239 W Louther St Room 205
717-245-1552
environmental history, history of capitalism, history of the body, landscape, history of food and food production, history of science
HIST 151 History of Environment
Examines the interaction between humans and the natural environment in long-term global context. Explores the problem of sustainable human uses of world environments in various societies from prehistory to the present. Also serves as an introduction to the subfield of environmental history, which integrates evidence from various scientific disciplines with traditional documentary and oral sources. Topics include: environmental effects of human occupation, the origins of agriculture, colonial encounters, industrial revolution, water and politics, natural resources frontiers, and diverse perceptions of nature.
HIST 211 History of Climate Change
While we may think of climate change mostly in terms of the futures it threatens, it's a human-created disaster and so has a human history. So too do the solutions currently underway to respond to it. In this U.S.-focused class we'll examine and research the rise of fossil fuels, the building of unequal and vulnerable landscapes, the birth and development of climate science, the intentional construction of climate denial, and the consequent failures of climate politics. However, we'll also look at the histories of renewable energy, soil building, mass forest planting, ocean farming, organic farming, protest, movement-building, regulation, and political action. In doing so, we'll help create usable histories for a survivable and ethical future.
HIST 117 American Hist 1607 to 1877
This course covers colonial, revolutionary, and national America through Reconstruction. Include attention to historical interpretation. Multiple sections offered.

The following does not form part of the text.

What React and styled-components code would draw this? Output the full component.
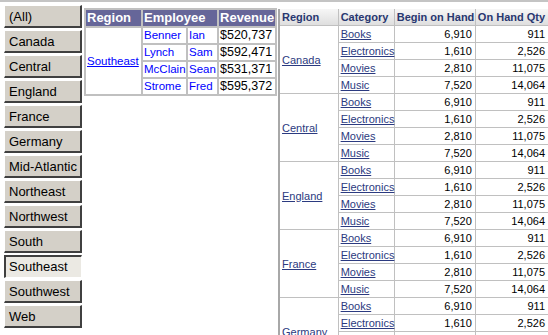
import React from "react";
import styled, { createGlobalStyle } from "styled-components";

const GlobalStyle = createGlobalStyle`
  html, body {
    margin: 0;
    padding: 0;
    overflow: hidden;
    background: #ffffff;
    font-family: "Liberation Sans", Arial, sans-serif;
  }
`;

const Page = styled.div`
  display: flex;
  align-items: flex-start;
  border-top: 2px solid #c4c4c4;
  height: 333px;
  overflow: hidden;
`;

const SlicerList = styled.div`
  display: flex;
  flex-direction: column;
  gap: 2px;
  padding: 3px 0 0 4px;
`;

const SlicerButton = styled.div`
  box-sizing: border-box;
  width: 78px;
  height: 23px;
  padding: 2px 0 0 4px;
  font-size: 13px;
  line-height: 17px;
  color: #000;
  white-space: nowrap;
  background: ${(p) => (p.$active ? "#ebe9e3" : "#d4d0c8")};
  border-style: solid;
  border-width: 1px 2px 2px 1px;
  border-color: ${(p) =>
    p.$active
      ? "#404040 #ffffff #ffffff #404040"
      : "#ffffff #404040 #404040 #ffffff"};
  ${(p) => p.$active && "border-width: 2px 1px 1px 2px; padding: 1px 0 0 3px;"}
`;

const EmpTable = styled.table`
  flex-shrink: 0;
  width: 193px;
  margin: 6px 0 0 2px;
  border-collapse: separate;
  border-spacing: 2px;
  background: #c0c0c0;
  table-layout: fixed;
  font-size: 12px;
`;

const EmpHead = styled.th`
  background: #666699;
  color: #ffffff;
  font-weight: bold;
  font-size: 13px;
  text-align: left;
  height: 16px;
  padding: 0 1px;
  line-height: 16px;
  white-space: nowrap;
  overflow: hidden;
`;

const EmpCell = styled.td`
  background: #ffffff;
  height: 15px;
  padding: 0 0 0 1px;
  line-height: 15px;
  font-size: ${(p) => (p.$money ? "12.5px" : "11.5px")};
  color: ${(p) => (p.$money ? "#000" : "#0000ff")};
  white-space: nowrap;
  overflow: hidden;
`;

const RegionLink = styled.a`
  color: ${(p) => p.$color || "#0000ff"};
  text-decoration: underline;
`;

const StockTable = styled.table`
  flex-shrink: 0;
  margin: 7px 0 0 1px;
  border-collapse: collapse;
  table-layout: fixed;
  width: 271px;
  font-size: 11px;
  border-left: 2px solid #a8a8a8;
  border-right: 1px solid #c0c0c0;
`;

const StockHead = styled.th`
  height: 16px;
  padding: 0 2px;
  text-align: left;
  font-weight: bold;
  color: #283770;
  white-space: nowrap;
  overflow: hidden;
  background: linear-gradient(#f6f6f6, #dedede);
  border: 1px solid #c0c0c0;
  border-top: none;
`;

const StockCell = styled.td`
  height: 16px;
  padding: 0 ${(p) => (p.$num ? "3px" : "2px")} 0 2px;
  text-align: ${(p) => (p.$num ? "right" : "left")};
  vertical-align: middle;
  color: #000;
  border: 1px solid #c0c0c0;
  white-space: nowrap;
  line-height: 16px;
`;

const regions = [
  "(All)", "Canada", "Central", "England", "France", "Germany",
  "Mid-Atlantic", "Northeast", "Northwest", "South", "Southeast",
  "Southwest", "Web",
];

const employees = [
  ["Benner", "Ian", "$520,737"],
  ["Lynch", "Sam", "$592,471"],
  ["McClain", "Sean", "$531,371"],
  ["Strome", "Fred", "$595,372"],
];

const categories = [
  ["Books", "6,910", "911"],
  ["Electronics", "1,610", "2,526"],
  ["Movies", "2,810", "11,075"],
  ["Music", "7,520", "14,064"],
];

const stockRegions = ["Canada", "Central", "England", "France", "Germany"];

export default function App() {
  return (
    <>
      <GlobalStyle />
      <Page>
        <SlicerList>
          {regions.map((r) => (
            <SlicerButton key={r} $active={r === "Southeast"}>
              {r}
            </SlicerButton>
          ))}
        </SlicerList>

        <EmpTable>
          <colgroup>
            <col style={{ width: 55 }} />
            <col style={{ width: 43 }} />
            <col style={{ width: 29 }} />
            <col style={{ width: 56 }} />
          </colgroup>
          <thead>
            <tr>
              <EmpHead>Region</EmpHead>
              <EmpHead colSpan={2}>Employee</EmpHead>
              <EmpHead>Revenue</EmpHead>
            </tr>
          </thead>
          <tbody>
            {employees.map(([last, first, rev], i) => (
              <tr key={last}>
                {i === 0 && (
                  <EmpCell rowSpan={4}>
                    <RegionLink href="#">Southeast</RegionLink>
                  </EmpCell>
                )}
                <EmpCell>{last}</EmpCell>
                <EmpCell>{first}</EmpCell>
                <EmpCell $money>{rev}</EmpCell>
              </tr>
            ))}
          </tbody>
        </EmpTable>

        <StockTable>
          <colgroup>
            <col style={{ width: 59 }} />
            <col style={{ width: 56 }} />
            <col style={{ width: 81 }} />
            <col style={{ width: 73 }} />
          </colgroup>
          <thead>
            <tr>
              <StockHead>Region</StockHead>
              <StockHead>Category</StockHead>
              <StockHead>Begin on Hand</StockHead>
              <StockHead>On Hand Qty</StockHead>
            </tr>
          </thead>
          <tbody>
            {stockRegions.map((region) =>
              categories.map(([cat, begin, qty], i) => (
                <tr key={region + cat}>
                  {i === 0 && (
                    <StockCell rowSpan={4}>
                      <RegionLink href="#" $color="#2b3a80">
                        {region}
                      </RegionLink>
                    </StockCell>
                  )}
                  <StockCell>
                    <RegionLink href="#" $color="#2b3a80">
                      {cat}
                    </RegionLink>
                  </StockCell>
                  <StockCell $num>{begin}</StockCell>
                  <StockCell $num>{qty}</StockCell>
                </tr>
              ))
            )}
          </tbody>
        </StockTable>
      </Page>
    </>
  );
}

HIST 211 Food and American Environment
This class examines the ways that the culture and politics of food have reshaped North American landscapes and social relations from colonial to modern times. We will explore, for example, how the new taste for sweetness fueled the creation of plantations worked by enslaved, the ways that the distribution of frozen meat helped build cities and clear rangeland, and the ways that the eating of fresh fruit came to depend on both a new population of migrant laborers and a new regime of toxic chemicals. Other topics will include catastrophes such as the Dustbowl, the controversial transformations of the Green Revolution, and the modern debates about the obesity epidemic.